Lena is in a cave whose floor measures $20\times20$ m, and is $30$ m tall. She wants to determine an equation that describes the path of an object in the air. Her experiment consists of launching a measuring device from the midpoint of one side of the cave to the midpoint of the opposite side of the cave. The device starts on the floor, and lands on the floor. The device takes the following readings: $(25,2)$, $(6,32)$, and $(3,12)$. The first coordinate is the distance from midpoint to midpoint, in meters, and the second coordinate is the height, in meters. But the device is faulty, and only one of the readings is correct. After some thought, Lena is able to determine her equation.
a) Which of the readings is correct? Explain in full sentences, using appropriate key words.
b) What is her final equation? Show your work.
For question a), I know that $(3,12)$ is the only right coordinate because the room measures $20$ by $30$ and the other two coordinates surpass $20$ (as width) and $30$ (as height).
I'm confused on part b). Here's the first way I think you could do it:
I was thinking that since the horizontal distance of the room is $20$, I assumed that $0$ are $20$ the $x$-intercepts of the parabola and plugged those into the formula $y=a(x-r)(x-s)$, plugging in $0$ for $r$ and $20$ for $s$, yielding $y=ax(x-20)$. Then I plugged in $3$ and $12$ for $x$ and $y$, respectively. That gives $12=a(3)(3-12)$, and solving for $a$, I got $a=-4/17$. I then plugged $a=-4/17$ into $y=ax(x-20)$, and I got $y=-\frac{4}{17}x^2+4.7$. I know the $x$-coordinate of the vertex of my parabola is $10$ because $(0+20)/2=10$. So the final equation Lena determines is $y=-\frac{4}{17}x^2+4.7$, with the vertex being $(10,23.5)$.
I'm not sure if this is the correct way to do it, so there is another way you could possibly do it below.
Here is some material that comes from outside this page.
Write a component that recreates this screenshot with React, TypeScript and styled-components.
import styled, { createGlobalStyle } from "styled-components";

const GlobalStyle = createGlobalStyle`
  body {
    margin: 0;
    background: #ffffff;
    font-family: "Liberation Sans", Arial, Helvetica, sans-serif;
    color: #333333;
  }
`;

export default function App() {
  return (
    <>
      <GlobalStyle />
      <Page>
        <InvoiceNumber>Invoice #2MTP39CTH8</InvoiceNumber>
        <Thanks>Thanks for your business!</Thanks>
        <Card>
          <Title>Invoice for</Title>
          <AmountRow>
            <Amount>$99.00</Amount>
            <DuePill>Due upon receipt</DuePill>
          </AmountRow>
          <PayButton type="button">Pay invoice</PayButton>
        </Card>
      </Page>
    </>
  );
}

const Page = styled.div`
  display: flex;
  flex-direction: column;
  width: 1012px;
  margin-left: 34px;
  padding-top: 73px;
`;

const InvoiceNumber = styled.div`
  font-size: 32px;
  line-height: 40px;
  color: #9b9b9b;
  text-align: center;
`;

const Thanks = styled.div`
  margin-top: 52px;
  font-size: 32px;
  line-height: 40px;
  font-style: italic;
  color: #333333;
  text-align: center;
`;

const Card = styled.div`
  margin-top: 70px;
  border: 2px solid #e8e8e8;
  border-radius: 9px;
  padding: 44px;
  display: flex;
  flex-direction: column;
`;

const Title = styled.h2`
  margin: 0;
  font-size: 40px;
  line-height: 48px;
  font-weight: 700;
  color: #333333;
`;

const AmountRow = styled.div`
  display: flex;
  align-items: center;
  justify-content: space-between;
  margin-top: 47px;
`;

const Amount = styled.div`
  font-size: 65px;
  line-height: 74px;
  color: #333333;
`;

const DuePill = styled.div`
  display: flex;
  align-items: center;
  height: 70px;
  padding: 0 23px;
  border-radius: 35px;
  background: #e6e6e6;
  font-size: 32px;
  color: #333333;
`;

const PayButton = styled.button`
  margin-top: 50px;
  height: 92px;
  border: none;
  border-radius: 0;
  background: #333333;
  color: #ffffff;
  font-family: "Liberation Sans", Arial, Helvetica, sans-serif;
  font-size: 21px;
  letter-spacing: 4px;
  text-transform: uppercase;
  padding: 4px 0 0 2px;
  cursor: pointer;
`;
If you assume $30$ is the maximum height of the parabola and you plug it into the equation $y=a(x-h)^2+k$, and you plug $10$ in for $h$ (because the $x$-coordinate of the vertex is $10$), while also plugging in $3$ and $12$ for $x$ and $y$, respectively, you get $12=a(3-10)^2+30$. Then you solve for $a$ and plug it into $y=a(x-10)^2+30$, and that would be your final equation (with a vertex of $(10,30)$.
Both ways have different final equations, and I need help figuring out which one is the right way or if there is another way that will get me the right equation. Thanks!
Your first way is definitely the right way to approach the problem. We can't assume that the measuring device actually reaches the top of the cave (i.e. that the $y$-coordinate of the vertex of the parabola is $30$), so building an equation based on that won't work. It's explicitly stated in the problem, however, that the device does go from one end of the cave to the other, so it's perfectly fair to assume that the $x$-intercepts of the parabola are $0$ and $20$.
As for the equation you reach, that's not quite right. Your reasoning is fine, but I think something went wrong in your calculations. First of all, there's a typo in your work; you should solve the equation $12=a(3)(3-20)$ for $a$, not $12=a(3)(3-12)$. But seeing as you got $a=-4/17$, you did solve the correct equation, even if you wrote the wrong one. But secondly, and more importantly, something must have gone wrong in your simplification after plugging $a$ back in. $y=-\frac{4}{17}x^2+4.7$ is not equal to $y=-\frac{4}{17}x(x-20)$, which is what you get after plugging $a$ back in and without simplifying at all.
But $y=-\frac{4}{17}x(x-20)$ is the equation you're looking for, and we can check by seeing if it fits all the necessary criteria. Its $x$-intercepts are $(0,0)$ and $(20,0)$, and it passes through the point $(3,12)$, so it's all good.
(Side note: There's only ever one parabola passing through any three points, so the simple fact that all three of those points are on our parabola is proof enough that it's the right parabola.)